First published 2011 by Hachette Australia.
Ah the celebrity memoir. I do not read a lot of these because all too often they are ghosted by someone whose name never sees light of day.
I’m not sure why I picked this one up, except for the Alice Springs connection, because I was living in Alice Springs in 1998-2004 when O’Loughlin’s career took off. Even though I didn’t go to her big show at Araluen, I remember it being advertised everywhere and in a way I feel like I was there. I like the clever title too, heh heh, Me of the Never Never.
One thing I like about reading the memoirs of well-known people is finding out how much they are ‘just like you’, but there are always ways in which you are poles apart – for example, I come from a protestant background and grew up in a two-child family in suburban Adelaide, where this very Catholic woman and her six siblings come from Warooka, a small South Australian town in the middle of nowhere. Although both places might be considered different versions of nowhere!
Both of us went on to have quite a few kids, by modern-day standards anyway. I wonder if she was also sucked into wanting to have it all and believing she could.

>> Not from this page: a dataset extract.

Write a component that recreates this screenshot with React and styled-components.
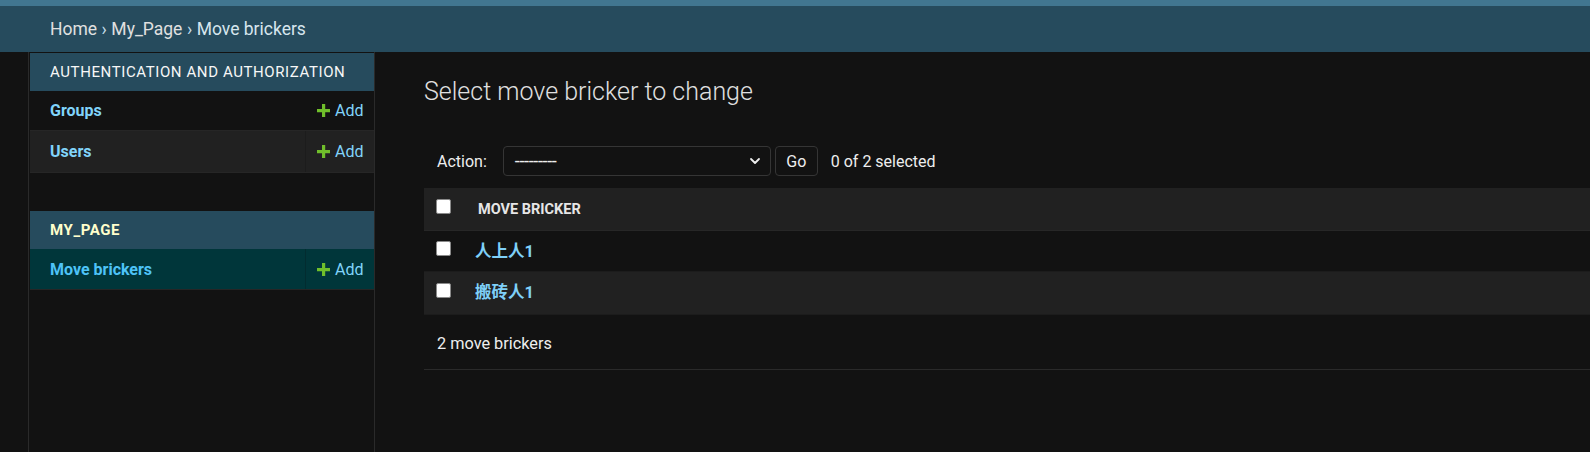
import React from "react";
import styled, { createGlobalStyle } from "styled-components";

const Global = createGlobalStyle`
  html, body { margin: 0; padding: 0; background: #121212; }
  body {
    font-family: Roboto, "Noto Sans CJK SC", "Noto Sans", sans-serif;
    color: #eeeeee;
    font-size: 16px;
    overflow: hidden;
  }
  * { box-sizing: border-box; }
`;

const Page = styled.div`
  width: 1590px;
  height: 452px;
  display: flex;
  flex-direction: column;
  background: #121212;
`;

const TopStrip = styled.div`
  height: 6px;
  background: #417690;
  flex: none;
`;

const Breadcrumbs = styled.nav`
  height: 46px;
  flex: none;
  background: #264b5d;
  padding: 0 50px;
  display: flex;
  align-items: center;
  font-size: 17.5px;
  color: #c4dce8;
  gap: 4.5px;
`;

const Crumb = styled.a`
  color: ${(p) => (p.$current ? "#d6e6ee" : "#e0e0e0")};
  text-decoration: none;
`;

const Main = styled.div`
  flex: 1;
  display: flex;
  min-height: 0;
`;

const ToggleColumn = styled.div`
  width: 29px;
  flex: none;
  border-right: 1px solid #2a2a2a;
`;

const Sidebar = styled.aside`
  width: 346px;
  flex: none;
  border-right: 1px solid #2a2a2a;
  padding: 1px 0 0 1px;
`;

const Module = styled.div`
  margin-bottom: ${(p) => p.$gap || 0}px;
`;

const Caption = styled.div`
  height: 38px;
  background: #264b5d;
  display: flex;
  align-items: center;
  padding-left: 20px;
  font-size: 15px;
  letter-spacing: 0.6px;
  text-transform: uppercase;
  color: ${(p) => (p.$current ? "#ffffcc" : "#f7f7f7")};
  font-weight: ${(p) => (p.$current ? 700 : 400)};
`;

const NavRow = styled.div`
  display: flex;
  height: ${(p) => p.$h || 40}px;
  background: ${(p) => (p.$selected ? "#00363a" : p.$alt ? "#212121" : "#121212")};
  border-bottom: 1px solid #262626;
`;

const NavName = styled.a`
  flex: 1;
  display: flex;
  align-items: center;
  padding-left: 20px;
  font-size: 16px;
  font-weight: 700;
  color: ${(p) => (p.$selected ? "#4ec3f7" : "#81d4fa")};
  text-decoration: none;
`;

const AddCell = styled.a`
  width: 69px;
  flex: none;
  display: flex;
  align-items: center;
  gap: 5px;
  padding-left: 11px;
  border-left: 1px solid ${(p) => (p.$line ? p.$line : "transparent")};
  font-size: 16px;
  color: #81d4fa;
  text-decoration: none;
`;

const Content = styled.main`
  flex: 1;
  padding: 25px 0 0 49px;
  min-width: 0;
`;

const Title = styled.h1`
  margin: 0 0 25px;
  font-size: 25px;
  line-height: 30px;
  font-weight: 300;
  color: #e0e0e0;
`;

const Actions = styled.div`
  display: flex;
  align-items: center;
  padding: 14px 0 12px 13px;
  font-size: 16px;
  color: #eeeeee;
`;

const Label = styled.span`
  margin-right: 16px;
`;

const SelectBox = styled.div`
  width: 268px;
  height: 30px;
  border: 1px solid #353535;
  border-radius: 4px;
  display: flex;
  align-items: center;
  justify-content: space-between;
  padding: 0 8px 0 11px;
  font-size: 16px;
  color: #eeeeee;
  margin-right: 4px;
`;

const Dashes = styled.span`
  font-size: 18px;
  letter-spacing: -0.35px;
  margin-top: -1px;
`;

const GoButton = styled.button`
  height: 30px;
  width: 43px;
  border: 1px solid #353535;
  border-radius: 4px;
  background: #121212;
  color: #eeeeee;
  font-family: inherit;
  font-size: 16px;
  padding: 0;
  margin-right: 13px;
`;

const Table = styled.div`
  display: flex;
  flex-direction: column;
`;

const HeadRow = styled.div`
  display: flex;
  align-items: center;
  height: 43px;
  background: #212121;
  border-bottom: 1px solid #272727;
`;

const Row = styled.div`
  display: flex;
  align-items: center;
  height: ${(p) => p.$h || 41}px;
  background: ${(p) => (p.$alt ? "#212121" : "#121212")};
  border-bottom: 1px solid #1c1c1c;
`;

const CheckCell = styled.div`
  width: 54px;
  flex: none;
  padding-left: 12px;
  display: flex;
  align-items: center;
  margin-top: ${(p) => p.$dy || 0}px;
`;

const Check = styled.span`
  display: block;
  width: 15px;
  height: 15px;
  background: #ffffff;
  border: 1px solid #8a8a8a;
  border-radius: 2px;
`;

const HeadText = styled.span`
  font-size: 14.5px;
  font-weight: 700;
  text-transform: uppercase;
  color: #e6e6e6;
`;

const ItemLink = styled.a`
  font-size: 16.5px;
  font-weight: 700;
  color: #7fd0f8;
  text-decoration: none;
  margin-left: -3px;
  margin-top: ${(p) => p.$dy || -3}px;
`;

const Paginator = styled.div`
  height: 55px;
  display: flex;
  align-items: center;
  padding: 2px 0 0 13px;
  font-size: 16.3px;
  color: #eeeeee;
  border-bottom: 1px solid #2a2a2a;
`;

const Plus = () => (
  <svg width="13" height="13" viewBox="0 0 13 13">
    <path d="M5 0h3.2v5H13v3.2H8.2V13H5V8.2H0V5h5z" fill="#70bf2b" />
  </svg>
);

const Chevron = () => (
  <svg width="14" height="14" viewBox="0 0 14 14">
    <path d="M3 5l4 4 4-4" stroke="#eeeeee" strokeWidth="1.8" fill="none" strokeLinecap="round" strokeLinejoin="round" />
  </svg>
);

export default function App() {
  return (
    <Page>
      <Global />
      <TopStrip />
      <Breadcrumbs>
        <Crumb href="#">Home</Crumb>›<Crumb href="#">My_Page</Crumb>›<Crumb $current>Move brickers</Crumb>
      </Breadcrumbs>
      <Main>
        <ToggleColumn />
        <Sidebar>
          <Module $gap={38}>
            <Caption>Authentication and Authorization</Caption>
            <NavRow $h={40}>
              <NavName href="#">Groups</NavName>
              <AddCell href="#"><Plus />Add</AddCell>
            </NavRow>
            <NavRow $alt $h={42}>
              <NavName href="#">Users</NavName>
              <AddCell href="#" $line="#1c1c1c"><Plus />Add</AddCell>
            </NavRow>
          </Module>
          <Module>
            <Caption $current>My_Page</Caption>
            <NavRow $selected $h={41}>
              <NavName href="#" $selected>Move brickers</NavName>
              <AddCell href="#" $line="#022c30"><Plus />Add</AddCell>
            </NavRow>
          </Module>
        </Sidebar>
        <Content>
          <Title>Select move bricker to change</Title>
          <Actions>
            <Label>Action:</Label>
            <SelectBox>
              <Dashes>---------</Dashes>
              <Chevron />
            </SelectBox>
            <GoButton>Go</GoButton>
            <span>0 of 2 selected</span>
          </Actions>
          <Table>
            <HeadRow>
              <CheckCell $dy={-5}><Check /></CheckCell>
              <HeadText>Move bricker</HeadText>
            </HeadRow>
            <Row>
              <CheckCell $dy={-5}><Check /></CheckCell>
              <ItemLink href="#">人上人1</ItemLink>
            </Row>
            <Row $alt $h={43}>
              <CheckCell $dy={-5}><Check /></CheckCell>
              <ItemLink href="#" $dy={-4}>搬砖人1</ItemLink>
            </Row>
          </Table>
          <Paginator>2 move brickers</Paginator>
        </Content>
      </Main>
    </Page>
  );
}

I really related to her wish to make something of herself. “Ever since I was a kid in windy Warooka I wanted the moon. Sometimes how much I wanted and not even knowing what I wanted was a physical ache. Why wasn’t everything ever enough? Why wasn’t I like everyone else?” I have often wondered such whys too. For example, why did I lose the will to live when the other mothers at playgroup discussed what they found on special at Kmart in Port Pirie?
Another bit where her thoughts echoed mine was when writing about Central Australia: “Everyone has a landscape that is theirs for the keeping, and Central Australia does not belong to me, nor I to it. I live here, but I am a visitor. My landscape is the Yorke Peninsula. Being the backdrop to my childhood, it will always be my true home.” I feel most at home when driving through the towns of the Southern Flinders, it’s just one of those things.
I enjoyed reading about her childhood, how she weaves back and forth covering different topics, home, school, holidays, relatives, etc. I am currently writing about my own childhood, and find that it is the best way to get things down. As long as you sort them out afterwards, as for a while she seemed to go from Warooka Primary School to Yorketown and back again, as well as heading off to boarding school more than once.
There were of course a lot of laughs, and the tragedies that did occur were written in such a way that what was said worked; she covered what befell her cousins the Honners with a touch that was neither too heavy nor too light, but right.
The weaving back and forth technique did not work so well for her adult life in Alice Springs, as she would be famous, then on the next page obscure again, and babies would be born and reborn.
Then of course there is her much publicised battle with the booze. She gave it up, but I was saddened to discover that since the book came out her marriage broke up and that she is not even of the Never Never anymore, having shifted to Melbourne. But I’m sure the lady will come out on top in the end. I can see it now, a sitcom about a separated NT woman who as shifted to Melbourne; Life at the Bottom!